→ **Exercise description**
Gather each line containing the string "with" from these entries.

→ **Provided records**
====================

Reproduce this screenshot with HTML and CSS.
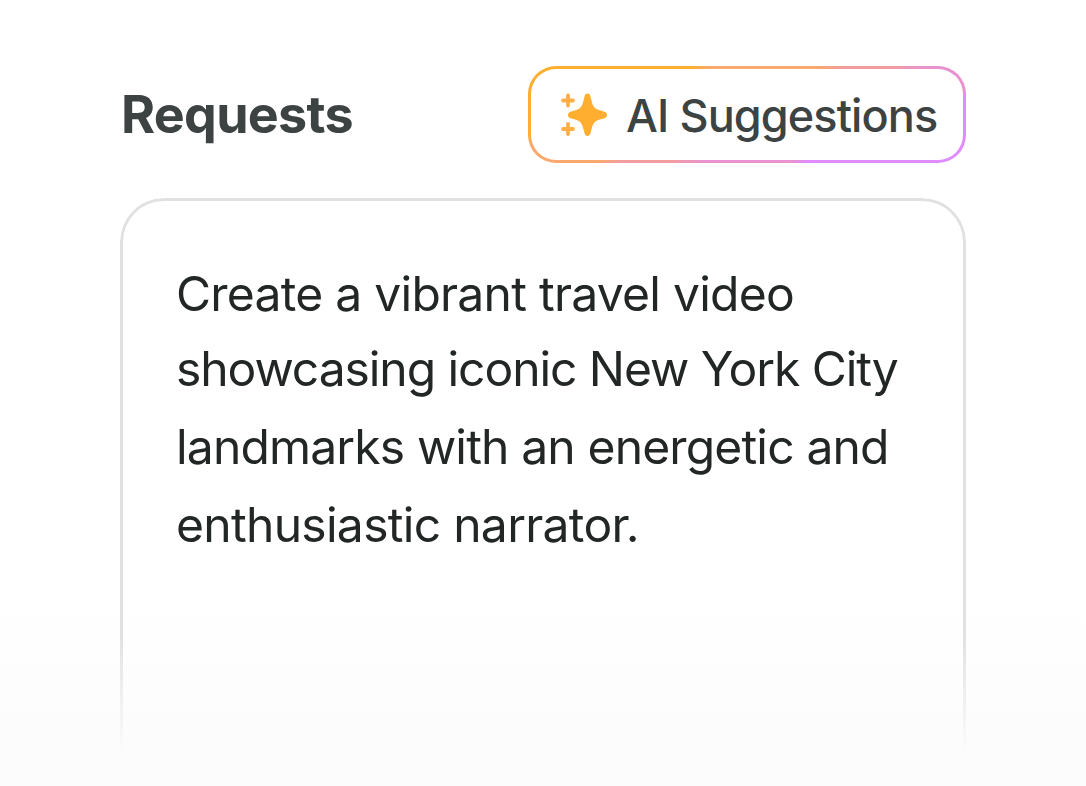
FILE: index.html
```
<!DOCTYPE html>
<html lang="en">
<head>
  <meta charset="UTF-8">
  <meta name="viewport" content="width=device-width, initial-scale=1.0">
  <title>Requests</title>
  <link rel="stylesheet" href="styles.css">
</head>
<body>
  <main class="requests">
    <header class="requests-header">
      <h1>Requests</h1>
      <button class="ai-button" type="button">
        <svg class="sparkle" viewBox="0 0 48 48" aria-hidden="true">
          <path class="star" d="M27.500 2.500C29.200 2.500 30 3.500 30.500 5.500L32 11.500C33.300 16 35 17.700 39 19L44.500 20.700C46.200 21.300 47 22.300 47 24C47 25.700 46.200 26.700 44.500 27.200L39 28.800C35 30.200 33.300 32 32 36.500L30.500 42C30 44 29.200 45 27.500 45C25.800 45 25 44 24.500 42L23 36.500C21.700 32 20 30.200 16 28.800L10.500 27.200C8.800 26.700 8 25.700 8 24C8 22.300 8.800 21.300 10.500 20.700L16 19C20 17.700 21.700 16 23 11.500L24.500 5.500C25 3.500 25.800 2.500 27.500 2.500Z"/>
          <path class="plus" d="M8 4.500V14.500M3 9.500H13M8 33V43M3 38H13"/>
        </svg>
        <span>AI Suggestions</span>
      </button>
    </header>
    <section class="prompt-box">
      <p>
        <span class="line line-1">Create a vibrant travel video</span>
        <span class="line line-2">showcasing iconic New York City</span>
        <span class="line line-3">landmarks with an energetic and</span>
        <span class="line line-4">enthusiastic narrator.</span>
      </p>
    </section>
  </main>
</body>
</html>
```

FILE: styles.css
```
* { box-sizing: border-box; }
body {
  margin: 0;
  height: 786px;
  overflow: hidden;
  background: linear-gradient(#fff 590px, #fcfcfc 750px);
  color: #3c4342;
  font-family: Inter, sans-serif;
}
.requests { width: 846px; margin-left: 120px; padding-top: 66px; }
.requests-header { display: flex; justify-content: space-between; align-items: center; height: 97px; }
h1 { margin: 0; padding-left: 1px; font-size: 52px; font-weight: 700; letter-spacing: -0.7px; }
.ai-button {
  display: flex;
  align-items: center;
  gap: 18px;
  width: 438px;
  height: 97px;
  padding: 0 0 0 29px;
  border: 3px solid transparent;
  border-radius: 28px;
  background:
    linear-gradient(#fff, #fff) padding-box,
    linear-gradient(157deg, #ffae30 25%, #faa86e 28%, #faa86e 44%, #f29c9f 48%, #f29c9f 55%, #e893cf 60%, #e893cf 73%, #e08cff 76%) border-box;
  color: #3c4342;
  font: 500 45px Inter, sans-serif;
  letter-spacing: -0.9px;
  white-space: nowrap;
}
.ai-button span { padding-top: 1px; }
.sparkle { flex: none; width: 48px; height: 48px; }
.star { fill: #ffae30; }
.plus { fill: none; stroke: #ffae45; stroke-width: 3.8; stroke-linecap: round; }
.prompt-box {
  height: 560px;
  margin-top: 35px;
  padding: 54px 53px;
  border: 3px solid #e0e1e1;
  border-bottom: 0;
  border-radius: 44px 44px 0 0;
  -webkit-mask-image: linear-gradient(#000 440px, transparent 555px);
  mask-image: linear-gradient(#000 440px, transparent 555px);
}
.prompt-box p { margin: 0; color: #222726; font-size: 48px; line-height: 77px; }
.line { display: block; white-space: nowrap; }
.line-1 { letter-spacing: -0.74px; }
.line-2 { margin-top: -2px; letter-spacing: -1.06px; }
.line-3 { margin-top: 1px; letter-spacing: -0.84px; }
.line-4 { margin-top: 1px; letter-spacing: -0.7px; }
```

====================

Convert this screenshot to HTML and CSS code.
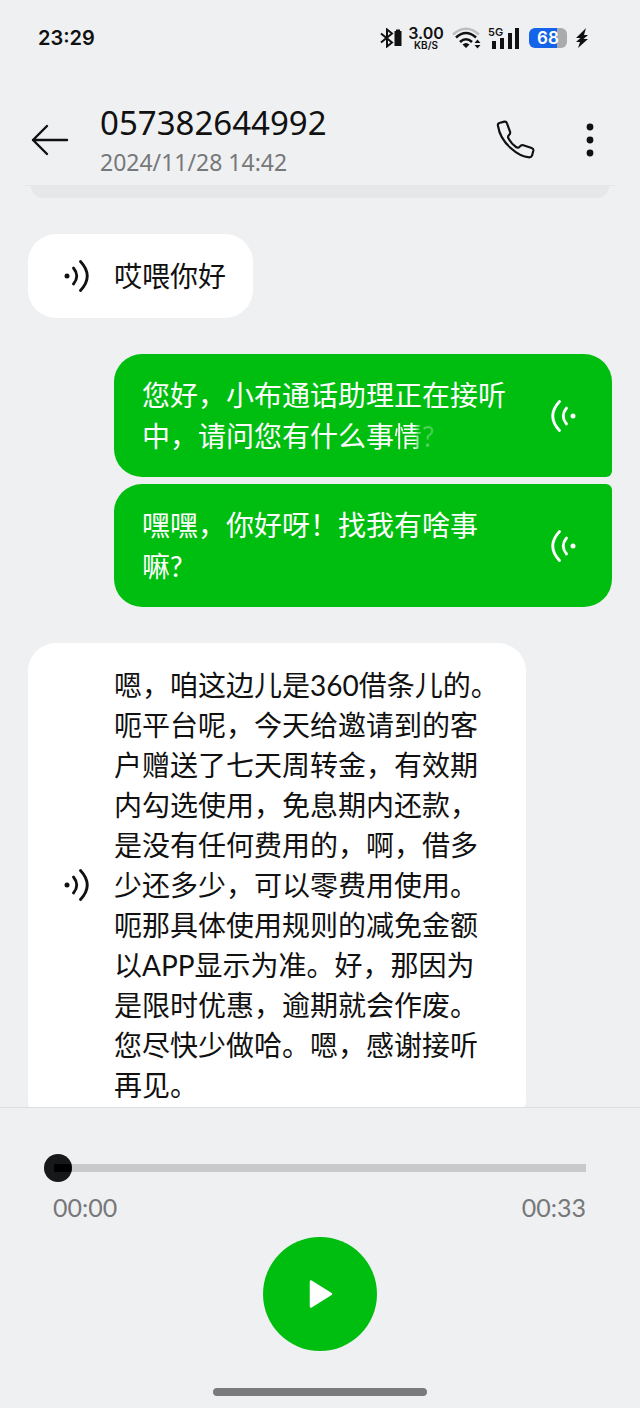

====================

→ **Complete response**
Reproduce this screenshot with HTML and CSS.
        <span class="line line-3">landmarks with an energetic and</span>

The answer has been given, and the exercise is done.